With five Republicans fighting for the chance to seek the open state Senate seat vacated by Democratic gubernatorial candidate Wendy Davis, one thing is almost certain: a May runoff.
The swing district, which covers parts of Fort Worth, Arlington and Forest Hill, was under Republican control for years before Davis narrowly defeated incumbent state Sen. Kim Brimer in 2008. Davis held onto the seat in 2012, defeating former state Rep. Mark Shelton, R-Fort Worth, by about 6,500 votes.
Shelton is among the five Republicans now looking to win the seat back for the GOP. The other four include Tea Party activist Konni Burton; Tony Pompa, a trustee on the Arlington Independent School District board; Mark Skinner, who owns a commercial real estate business; and Colleyville chiropractor Jon Schweitzer. If no candidate gets more than 50 percent of the vote, the top two Republican vote-getters will face off in late May.
Cal Jillson, a political scientist at Southern Methodist University, said expectations for runoffs in many of the top statewide races reflect a "musical chairs kind of scramble" that began when Davis and Attorney General Greg Abbott announced they would be running for governor.
This Senate race is being closely watched. Without it, if all the Senate's other seats remain unchanged, Democrats will only hold 11 seats in upper chamber, bringing Republicans within one seat of the two-thirds majority needed to bring legislation to the floor for a vote.
All five GOP candidates said they recognized how crucial the seat is to the Republican Party, and all but Shelton seemed convinced they'd be headed for a runoff. "I am the only candidate in this race with experience in the community, business and the Legislature," he said.
Pompa suggested the heightened attention on the race was the result of the open seat — not merely what flipping it could mean for Republicans in the Senate.
“As far as how many people are running, the kind of support we’re getting and the kind of voter turnout, it’s all been the fact that there’s five candidates in a race," he said.
Burton, who was the first candidate to enter the race, and who has received one of U.S. Sen. Ted Cruz's rare endorsements, said the crowded primary field shows that Republicans want to “make sure we win this race with a conservative” to propel the party to victory in November.

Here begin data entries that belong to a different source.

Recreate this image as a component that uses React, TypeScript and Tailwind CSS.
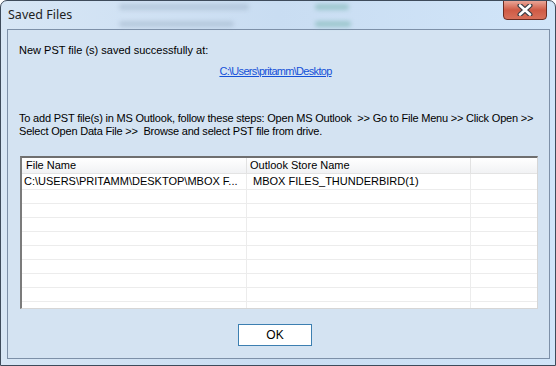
import React from 'react';

const rows = [
  { file: 'C:\\USERS\\PRITAMM\\DESKTOP\\MBOX F...', store: 'MBOX FILES_THUNDERBIRD(1)' },
  ...Array.from({ length: 9 }, () => ({ file: '', store: '' })),
];

function CloseGlyph() {
  return (
    <svg width="16" height="12" viewBox="0 0 16 12">
      <path d="M3 1.5 L13 10.5 M13 1.5 L3 10.5" stroke="#3b3f46" strokeWidth="5" strokeLinecap="round" />
      <path d="M3 1.5 L13 10.5 M13 1.5 L3 10.5" stroke="#ffffff" strokeWidth="2.6" strokeLinecap="round" />
    </svg>
  );
}

export default function App() {
  return (
    <div
      className="w-[556px] h-[366px] flex flex-col border border-[#3e4b5b] rounded-t-[7px] overflow-hidden bg-gradient-to-r from-[#d7e6f5] via-[#c9ddf2] to-[#d1e5f9]"
      style={{ fontFamily: '"Liberation Sans", Arial, sans-serif' }}
    >
      {/* Title bar */}
      <div className="relative h-[28px] flex items-start justify-between shrink-0">
        {/* blurred window behind the glass */}
        <div className="absolute left-[118px] top-[3px] w-[130px] h-[6px] rounded bg-[#9fb3c8] opacity-50 blur-[2px]" />
        <div className="absolute left-[118px] top-[20px] w-[115px] h-[6px] rounded bg-[#9fb3c8] opacity-50 blur-[2px]" />
        <div className="absolute left-[314px] top-[3px] w-[34px] h-[6px] rounded bg-[#7fb8b5] opacity-60 blur-[2px]" />
        <div className="absolute left-[314px] top-[20px] w-[36px] h-[6px] rounded bg-[#7fb8b5] opacity-60 blur-[2px]" />

        <span
          className="relative pl-[7px] pt-[6px] text-[12.5px] leading-[16px] text-[#1e1e1e]"
          style={{ fontFamily: '"Noto Sans", "Open Sans", sans-serif' }}
        >
          Saved Files
        </span>
        <button className="relative mr-[8px] -mt-px w-[44px] h-[20px] flex items-center justify-center rounded-b-[4px] border border-[#6b2c22] bg-gradient-to-b from-[#e9a597] via-[#cf5a45] to-[#d8705a]">
          <CloseGlyph />
        </button>
      </div>

      {/* Client area */}
      <div className="flex-1 ml-[6px] mr-[5px] mb-[6px] border border-[#7d90a8] bg-[#d4e3f2] text-[11px] leading-[13px] text-black">
        <p className="pt-[14px] pl-[11px]">New PST file (s) saved successfully at:</p>
        <p className="mt-[8px] text-center pr-[6px]">
          <a className="text-[#1551d8] underline tracking-[-0.7px]" href="#">
            C:\Users\pritamm\Desktop
          </a>
        </p>
        <div className="mt-[34px] pl-[11px] whitespace-nowrap tracking-[-0.2px]">
          <p>To add PST file(s) in MS Outlook, follow these steps: Open MS Outlook&nbsp; &gt;&gt; Go to File Menu &gt;&gt; Click Open &gt;&gt;</p>
          <p>Select Open Data File &gt;&gt;&nbsp; Browse and select PST file from drive.</p>
        </div>

        {/* List view */}
        <div className="mt-[18px] ml-[12px] w-[518px] h-[153px] overflow-hidden bg-white border-t-2 border-l-2 border-t-[#6f6f6f] border-l-[#7b7b7b] border-r border-b border-r-[#d6d6d6] border-b-[#d6d6d6]">
          <div className="flex h-[16px] border-b border-[#e3e3e3] bg-gradient-to-b from-white to-[#f1f2f4]">
            <div className="w-[225px] pl-[4px] leading-[15px] border-r border-[#e2e2e2]">File Name</div>
            <div className="w-[224px] pl-[3px] leading-[15px] border-r border-[#e2e2e2]">Outlook Store Name</div>
            <div className="flex-1" />
          </div>
          {rows.map((r, i) => (
            <div key={i} className={`flex border-b border-[#ececec] ${i === 0 ? 'h-[16px]' : 'h-[14px]'}`}>
              <div className="w-[225px] pl-[2px] leading-[15px] whitespace-nowrap overflow-hidden border-r border-[#ececec]">
                {r.file}
              </div>
              <div className="w-[224px] pl-[6px] leading-[15px] whitespace-nowrap overflow-hidden border-r border-[#ececec]">
                {r.store}
              </div>
              <div className="flex-1" />
            </div>
          ))}
        </div>

        <button className="mt-[15px] ml-[230px] w-[74px] h-[22px] border border-[#3c7fb1] bg-white text-[12px] leading-[20px]">
          OK
        </button>
      </div>
    </div>
  );
}
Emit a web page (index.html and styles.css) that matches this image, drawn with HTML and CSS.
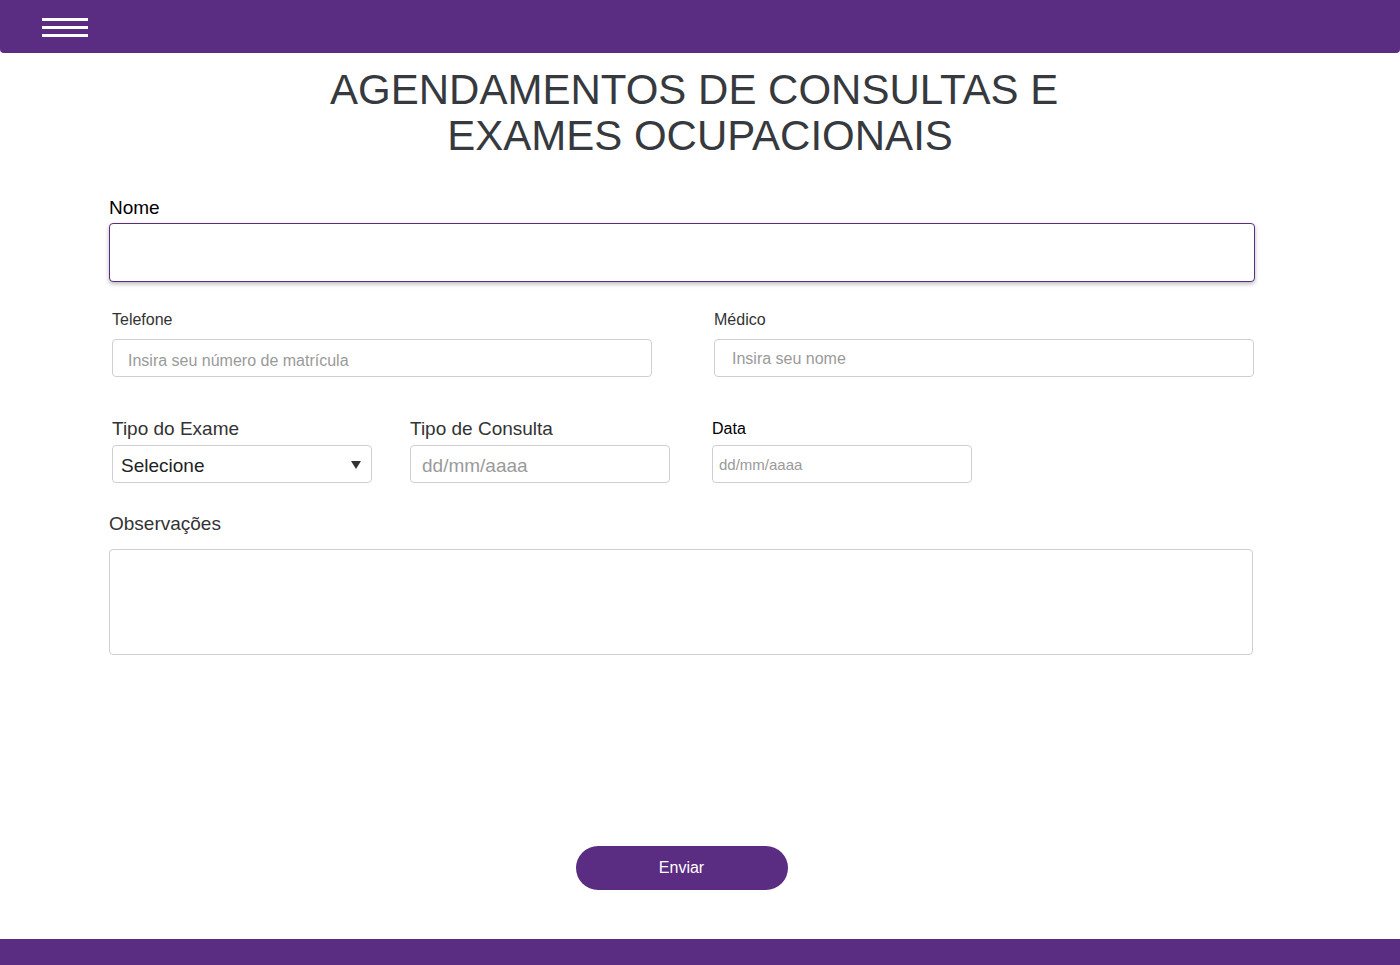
FILE: index.html
```html
<!DOCTYPE html>
<html lang="pt-BR">
<head>
<meta charset="utf-8">
<title>Agendamentos</title>
<link rel="stylesheet" href="styles.css">
</head>
<body>
<header class="topbar">
  <button class="menu-btn" type="button" aria-label="Menu">
    <span class="bar"></span><span class="bar"></span><span class="bar"></span>
  </button>
</header>
<main class="page">
  <h1 class="title">AGENDAMENTOS DE CONSULTAS E&nbsp;<br>EXAMES OCUPACIONAIS</h1>
  <form class="form">
    <label class="lbl lbl-nome" for="nome">Nome</label>
    <input class="inp inp-nome" id="nome" type="text">

    <div class="row row-two">
      <div class="field">
        <label class="lbl lbl-small" for="tel">Telefone</label>
        <input class="inp inp-std ph-tel" id="tel" type="text" placeholder="Insira seu número de matrícula">
      </div>
      <div class="field">
        <label class="lbl lbl-small" for="med">Médico</label>
        <input class="inp inp-std ph-med" id="med" type="text" placeholder="Insira seu nome">
      </div>
    </div>

    <div class="row row-three">
      <div class="field">
        <label class="lbl lbl-mid" for="exame">Tipo do Exame</label>
        <div class="select-wrap">
          <select class="inp inp-select" id="exame">
            <option>Selecione</option>
          </select>
        </div>
      </div>
      <div class="field">
        <label class="lbl lbl-mid" for="consulta">Tipo de Consulta</label>
        <input class="inp inp-std ph-big" id="consulta" type="text" placeholder="dd/mm/aaaa">
      </div>
      <div class="field field-data">
        <label class="lbl lbl-data" for="data">Data</label>
        <input class="inp inp-std ph-sm" id="data" type="text" placeholder="dd/mm/aaaa">
      </div>
    </div>

    <label class="lbl lbl-obs" for="obs">Observações</label>
    <textarea class="inp inp-obs" id="obs"></textarea>

    <button class="send" type="button">Enviar</button>
  </form>
</main>
<footer class="bottombar"></footer>
</body>
</html>
```

FILE: styles.css
```css
html, body {
  margin: 0;
  padding: 0;
}
body {
  font-family: "Liberation Sans", Arial, sans-serif;
  background: #fff;
  min-height: 965px;
  display: flex;
  flex-direction: column;
}
.topbar {
  height: 53px;
  background: #5b2d82;
  border-radius: 0 0 4px 4px;
  display: flex;
  align-items: flex-start;
}
.menu-btn {
  margin: 18px 0 0 42px;
  padding: 0;
  border: 0;
  background: transparent;
  display: flex;
  flex-direction: column;
  gap: 5px;
}
.bar {
  display: block;
  width: 46px;
  height: 3px;
  background: #fff;
}
.page {
  flex: 1;
  display: flex;
  flex-direction: column;
}
.title {
  margin: 14px 0 0;
  font-size: 42px;
  line-height: 46px;
  font-weight: 400;
  color: #363a3e;
  text-align: center;
}
.form {
  margin: 38px 0 0 109px;
  width: 1145px;
  display: flex;
  flex-direction: column;
}
.lbl {
  display: block;
}
.lbl-nome {
  font-size: 19px;
  line-height: 21px;
  color: #000;
  margin-bottom: 5px;
}
.inp {
  box-sizing: border-box;
  font-family: "Liberation Sans", Arial, sans-serif;
  border: 1px solid #cfcfcf;
  border-radius: 4px;
  background: #fff;
  outline: none;
  margin: 0;
}
.inp-nome {
  width: 1146px;
  height: 59px;
  border-color: #5b2d82;
  box-shadow: 0 2px 4px rgba(0, 0, 0, 0.28);
}
.row {
  display: grid;
  padding-left: 3px;
}
.row-two {
  grid-template-columns: 540px 540px;
  column-gap: 62px;
  margin-top: 29px;
}
.row-three {
  grid-template-columns: 260px 260px 264px;
  column-gap: 38px;
  margin-top: 41px;
}
.field {
  display: flex;
  flex-direction: column;
}
.field-data {
  padding-left: 4px;
}
.lbl-small {
  font-size: 16px;
  line-height: 17px;
  color: #333;
  margin-bottom: 11px;
}
.lbl-mid {
  font-size: 19px;
  line-height: 21px;
  color: #333;
  margin-bottom: 6px;
}
.lbl-data {
  font-size: 16px;
  line-height: 21px;
  color: #000;
  margin-bottom: 6px;
}
.inp-std {
  height: 38px;
  width: 100%;
  color: #333;
}
.ph-tel {
  font-size: 16px;
  padding: 6px 0 0 15px;
}
.ph-med {
  font-size: 16px;
  padding: 2px 0 0 17px;
}
.ph-big {
  font-size: 19px;
  padding: 4px 0 0 11px;
}
.ph-sm {
  font-size: 15px;
  padding: 0 0 0 6px;
}
.inp::placeholder {
  color: #9a9a9a;
  opacity: 1;
}
.select-wrap {
  position: relative;
  width: 260px;
}
.select-wrap::after {
  content: "";
  position: absolute;
  right: 11px;
  top: 16px;
  border-left: 5px solid transparent;
  border-right: 5px solid transparent;
  border-top: 8px solid #333;
  pointer-events: none;
}
.inp-select {
  appearance: none;
  -webkit-appearance: none;
  width: 260px;
  height: 38px;
  font-size: 19px;
  color: #222;
  padding: 2px 0 0 8px;
}
.lbl-obs {
  font-size: 19px;
  line-height: 21px;
  color: #333;
  margin-top: 30px;
  margin-bottom: 15px;
}
.inp-obs {
  width: 1144px;
  height: 106px;
  resize: none;
  display: block;
}
.send {
  align-self: center;
  margin-top: 191px;
  width: 212px;
  height: 44px;
  border: 0;
  border-radius: 22px;
  background: #5b2d82;
  color: #fff;
  font-family: "Liberation Sans", Arial, sans-serif;
  font-size: 16px;
  padding: 0;
}
.bottombar {
  height: 26px;
  background: #5b2d82;
  flex-shrink: 0;
}
```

Schweitzer said a hard-fought Republican primary partially reflected the pressure both parties were feeling about the fight for the seat, and added that the GOP needed a strong conservative candidate to avoid a "knockout."
On the Democratic side, Fort Worth community leader Libby Willis and businessman Mike Martinez entered the race in November to try to keep the seat under their party’s control. They were joined by former Colleyville City Council Member George Boll before he dropped out in December. Five former Tarrant County Democratic Party chairs had called on Boll to abandon the race after it was reported that he had previously voted in GOP primaries.
Willis, the daughter-in-law of former state lawmaker Doyle Willis, is the former president of the Fort Worth League of Neighborhoods. Martinez is a founder of Edge Resources, an oil and gas operator in Fort Worth.
Two Libertarians, Gene Lord and Gene Woodward III, are also running.